Nothing. But this doesn't strike me as a very frequent idiom.

> I was hoping that I could use this:
> 
>   let f ~a:#a = ...
> 
> but then it says that 'a' is unbound.

Sure, nothing binds a here: ~a: is a label, and #a an abbreviation for
`A.

> I also find that the error messages are not as useful as they could be
> with the type abbreviations. E.g:
> 
>   This expression has type ... but is here used with #a as 'a = 'a

Could you give me the code leading to this error message?
This is clearly a bug.

> The last 2 questions were about possible minor improvements with using
> abbreviations. Now I'm stumped - can anyone bail me out?
> 
> (* Some type definitions and abbreviations *)
> type t = ([ `A of 'a list | `B | `C ]) as 'a 
> type b = [ `B ]
> type c = [ `C ]
> 
> (* A rename for one of the abbreviations *)
> type b2 = b
>
> (*
>    this doesn't compile - says unbound class b2
> 
> let g2 ~(xs : #b2 list) =
>   `A xs
> *)

I see. This is rather unexpected.
I'll try to correct this, but the problem is a bit involved.

> (* The first works as I would expect, the second gives a very unexpected
> type. There seems to be some kind of unexpected unification going on
> between terms. *)
> 
> let h1 (#b as x1) (#c as x2) = `A [x1; x2]
> let h2 (x1 : #b) (x2 : #c) = `A [x1; x2]
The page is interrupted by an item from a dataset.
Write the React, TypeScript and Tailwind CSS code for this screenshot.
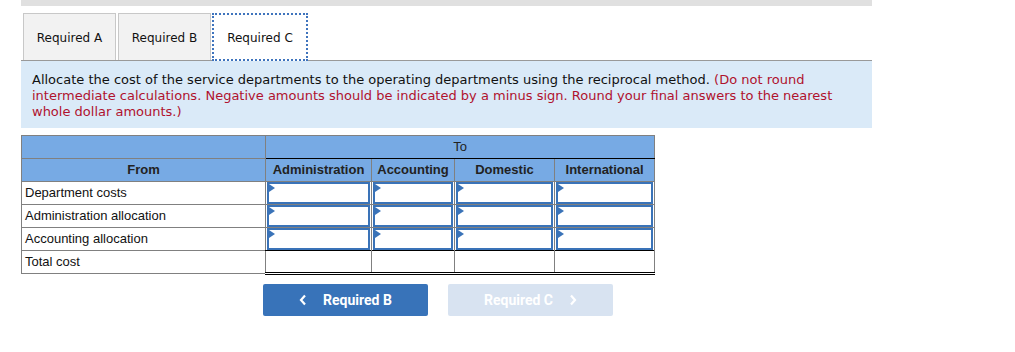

(#b as x1) and (x1 : #b) have completely different meanings.
The first one is just equivalent to (`B as x1), and gives x1 the type
[> `B]. The second one constrains x1 to have type #b = [< `B].
So in h2 you unify [< `A] and [< `B], which leaves no possible
constructor...
I think that I will make it an error, because this is confusing.